*Given information*:
--------------------------------

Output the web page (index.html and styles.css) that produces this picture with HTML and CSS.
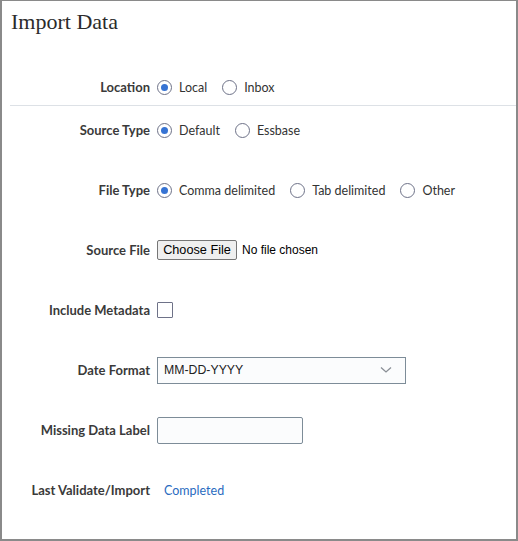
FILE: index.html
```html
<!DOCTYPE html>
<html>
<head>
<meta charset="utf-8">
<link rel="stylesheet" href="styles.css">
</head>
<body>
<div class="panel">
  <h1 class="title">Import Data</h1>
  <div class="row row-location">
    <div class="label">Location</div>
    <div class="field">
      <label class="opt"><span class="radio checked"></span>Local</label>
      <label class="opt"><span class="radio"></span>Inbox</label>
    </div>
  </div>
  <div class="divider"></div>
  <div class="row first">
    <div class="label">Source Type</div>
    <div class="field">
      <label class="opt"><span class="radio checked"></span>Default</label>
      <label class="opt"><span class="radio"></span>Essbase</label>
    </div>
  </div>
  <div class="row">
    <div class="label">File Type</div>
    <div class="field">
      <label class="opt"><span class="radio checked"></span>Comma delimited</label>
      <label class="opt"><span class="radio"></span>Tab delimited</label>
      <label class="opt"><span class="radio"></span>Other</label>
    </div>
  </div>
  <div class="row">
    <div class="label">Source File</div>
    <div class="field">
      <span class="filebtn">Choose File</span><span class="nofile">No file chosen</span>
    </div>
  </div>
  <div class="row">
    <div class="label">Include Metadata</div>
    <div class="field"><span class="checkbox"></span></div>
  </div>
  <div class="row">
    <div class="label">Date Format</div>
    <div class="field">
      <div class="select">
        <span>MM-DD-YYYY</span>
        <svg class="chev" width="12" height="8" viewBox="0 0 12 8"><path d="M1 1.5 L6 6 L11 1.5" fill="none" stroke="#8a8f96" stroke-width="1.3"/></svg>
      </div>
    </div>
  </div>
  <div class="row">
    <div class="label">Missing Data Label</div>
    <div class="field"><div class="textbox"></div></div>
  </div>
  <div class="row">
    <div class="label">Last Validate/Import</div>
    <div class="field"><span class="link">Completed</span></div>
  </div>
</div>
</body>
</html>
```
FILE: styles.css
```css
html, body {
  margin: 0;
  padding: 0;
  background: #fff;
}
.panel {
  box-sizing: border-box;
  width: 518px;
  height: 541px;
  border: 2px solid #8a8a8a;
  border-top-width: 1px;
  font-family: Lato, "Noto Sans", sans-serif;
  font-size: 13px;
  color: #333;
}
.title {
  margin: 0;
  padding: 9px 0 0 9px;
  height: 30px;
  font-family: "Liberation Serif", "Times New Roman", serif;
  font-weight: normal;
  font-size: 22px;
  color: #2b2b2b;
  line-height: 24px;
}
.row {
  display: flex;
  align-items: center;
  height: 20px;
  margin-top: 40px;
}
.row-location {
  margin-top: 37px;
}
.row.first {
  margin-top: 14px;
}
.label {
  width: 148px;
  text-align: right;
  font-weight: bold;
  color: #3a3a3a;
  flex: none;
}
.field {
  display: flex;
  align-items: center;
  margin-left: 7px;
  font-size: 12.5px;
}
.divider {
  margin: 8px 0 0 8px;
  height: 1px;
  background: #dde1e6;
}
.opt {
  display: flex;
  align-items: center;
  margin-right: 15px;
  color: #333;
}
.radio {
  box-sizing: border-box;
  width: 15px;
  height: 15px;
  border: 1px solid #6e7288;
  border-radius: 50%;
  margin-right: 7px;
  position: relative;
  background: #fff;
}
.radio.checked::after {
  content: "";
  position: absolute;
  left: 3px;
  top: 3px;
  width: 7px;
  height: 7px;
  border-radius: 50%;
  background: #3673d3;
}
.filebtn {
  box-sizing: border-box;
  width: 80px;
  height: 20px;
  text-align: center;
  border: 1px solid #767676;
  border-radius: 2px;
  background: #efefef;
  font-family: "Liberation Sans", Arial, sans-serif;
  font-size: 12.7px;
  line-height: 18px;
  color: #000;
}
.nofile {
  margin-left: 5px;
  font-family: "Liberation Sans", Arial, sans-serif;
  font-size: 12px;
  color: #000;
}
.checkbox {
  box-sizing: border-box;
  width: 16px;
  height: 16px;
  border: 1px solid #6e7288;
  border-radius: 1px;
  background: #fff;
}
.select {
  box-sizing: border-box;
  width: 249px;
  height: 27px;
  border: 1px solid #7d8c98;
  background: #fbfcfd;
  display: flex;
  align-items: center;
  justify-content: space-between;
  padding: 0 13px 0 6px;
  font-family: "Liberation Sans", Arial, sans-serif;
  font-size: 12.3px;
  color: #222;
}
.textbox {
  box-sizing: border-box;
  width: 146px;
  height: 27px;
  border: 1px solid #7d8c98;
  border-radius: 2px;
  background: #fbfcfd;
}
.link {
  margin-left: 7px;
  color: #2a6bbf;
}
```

--------------------------------

*Set task*:
Write out the whole listing exactly, and drop the pictures.

*Answer for the task*:
Output the web page (index.html and styles.css) that produces this picture with HTML and CSS.
FILE: index.html
```html
<!DOCTYPE html>
<html>
<head>
<meta charset="utf-8">
<link rel="stylesheet" href="styles.css">
</head>
<body>
<div class="panel">
  <h1 class="title">Import Data</h1>
  <div class="row row-location">
    <div class="label">Location</div>
    <div class="field">
      <label class="opt"><span class="radio checked"></span>Local</label>
      <label class="opt"><span class="radio"></span>Inbox</label>
    </div>
  </div>
  <div class="divider"></div>
  <div class="row first">
    <div class="label">Source Type</div>
    <div class="field">
      <label class="opt"><span class="radio checked"></span>Default</label>
      <label class="opt"><span class="radio"></span>Essbase</label>
    </div>
  </div>
  <div class="row">
    <div class="label">File Type</div>
    <div class="field">
      <label class="opt"><span class="radio checked"></span>Comma delimited</label>
      <label class="opt"><span class="radio"></span>Tab delimited</label>
      <label class="opt"><span class="radio"></span>Other</label>
    </div>
  </div>
  <div class="row">
    <div class="label">Source File</div>
    <div class="field">
      <span class="filebtn">Choose File</span><span class="nofile">No file chosen</span>
    </div>
  </div>
  <div class="row">
    <div class="label">Include Metadata</div>
    <div class="field"><span class="checkbox"></span></div>
  </div>
  <div class="row">
    <div class="label">Date Format</div>
    <div class="field">
      <div class="select">
        <span>MM-DD-YYYY</span>
        <svg class="chev" width="12" height="8" viewBox="0 0 12 8"><path d="M1 1.5 L6 6 L11 1.5" fill="none" stroke="#8a8f96" stroke-width="1.3"/></svg>
      </div>
    </div>
  </div>
  <div class="row">
    <div class="label">Missing Data Label</div>
    <div class="field"><div class="textbox"></div></div>
  </div>
  <div class="row">
    <div class="label">Last Validate/Import</div>
    <div class="field"><span class="link">Completed</span></div>
  </div>
</div>
</body>
</html>
```
FILE: styles.css
```css
html, body {
  margin: 0;
  padding: 0;
  background: #fff;
}
.panel {
  box-sizing: border-box;
  width: 518px;
  height: 541px;
  border: 2px solid #8a8a8a;
  border-top-width: 1px;
  font-family: Lato, "Noto Sans", sans-serif;
  font-size: 13px;
  color: #333;
}
.title {
  margin: 0;
  padding: 9px 0 0 9px;
  height: 30px;
  font-family: "Liberation Serif", "Times New Roman", serif;
  font-weight: normal;
  font-size: 22px;
  color: #2b2b2b;
  line-height: 24px;
}
.row {
  display: flex;
  align-items: center;
  height: 20px;
  margin-top: 40px;
}
.row-location {
  margin-top: 37px;
}
.row.first {
  margin-top: 14px;
}
.label {
  width: 148px;
  text-align: right;
  font-weight: bold;
  color: #3a3a3a;
  flex: none;
}
.field {
  display: flex;
  align-items: center;
  margin-left: 7px;
  font-size: 12.5px;
}
.divider {
  margin: 8px 0 0 8px;
  height: 1px;
  background: #dde1e6;
}
.opt {
  display: flex;
  align-items: center;
  margin-right: 15px;
  color: #333;
}
.radio {
  box-sizing: border-box;
  width: 15px;
  height: 15px;
  border: 1px solid #6e7288;
  border-radius: 50%;
  margin-right: 7px;
  position: relative;
  background: #fff;
}
.radio.checked::after {
  content: "";
  position: absolute;
  left: 3px;
  top: 3px;
  width: 7px;
  height: 7px;
  border-radius: 50%;
  background: #3673d3;
}
.filebtn {
  box-sizing: border-box;
  width: 80px;
  height: 20px;
  text-align: center;
  border: 1px solid #767676;
  border-radius: 2px;
  background: #efefef;
  font-family: "Liberation Sans", Arial, sans-serif;
  font-size: 12.7px;
  line-height: 18px;
  color: #000;
}
.nofile {
  margin-left: 5px;
  font-family: "Liberation Sans", Arial, sans-serif;
  font-size: 12px;
  color: #000;
}
.checkbox {
  box-sizing: border-box;
  width: 16px;
  height: 16px;
  border: 1px solid #6e7288;
  border-radius: 1px;
  background: #fff;
}
.select {
  box-sizing: border-box;
  width: 249px;
  height: 27px;
  border: 1px solid #7d8c98;
  background: #fbfcfd;
  display: flex;
  align-items: center;
  justify-content: space-between;
  padding: 0 13px 0 6px;
  font-family: "Liberation Sans", Arial, sans-serif;
  font-size: 12.3px;
  color: #222;
}
.textbox {
  box-sizing: border-box;
  width: 146px;
  height: 27px;
  border: 1px solid #7d8c98;
  border-radius: 2px;
  background: #fbfcfd;
}
.link {
  margin-left: 7px;
  color: #2a6bbf;
}
```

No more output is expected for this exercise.